Which kind of brings us back to the earlier posting on whether the left is totalitarian or not.
I imagine that most regulars on this site will prefer that freedom of speech should be restricted in general, rather than privatise anything in particular.
Why should the liberal-left be for censorship? But the two are not mutually exclusive positions. One can be pro- free speech and be against privatisation of academia.
You misunderstand me. My point was only that (IMHO) most regulars here, given the choice of privatising something or restricting liberty, would choose to restrict liberty. That is to say where it is a choice of one or the other. In other circumstances I’m sure that many of your readers would adopt a pro-free-speech, anti-privatisation stance.

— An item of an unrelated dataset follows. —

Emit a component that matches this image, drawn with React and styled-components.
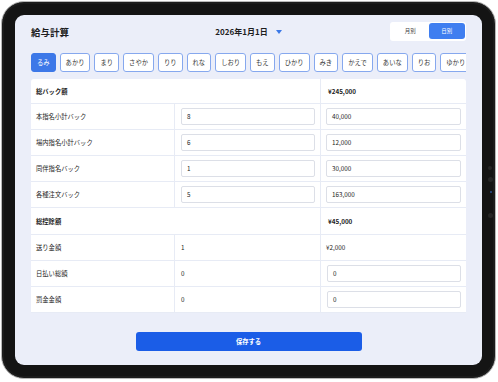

given the choice of privatising something or restricting liberty
As has been pointed our repeatedly across the site, the choice isn’t always that clear. When you say ‘liberty’, the choice to exercise that liberty may only be applicable to a few. The point about leftism is to make the playing field more level so more people can exercise their choices.
Liberty means absence of coercion. This doesn’t imply an ability or the means to do something. Only that nobody is preventing you from doing so.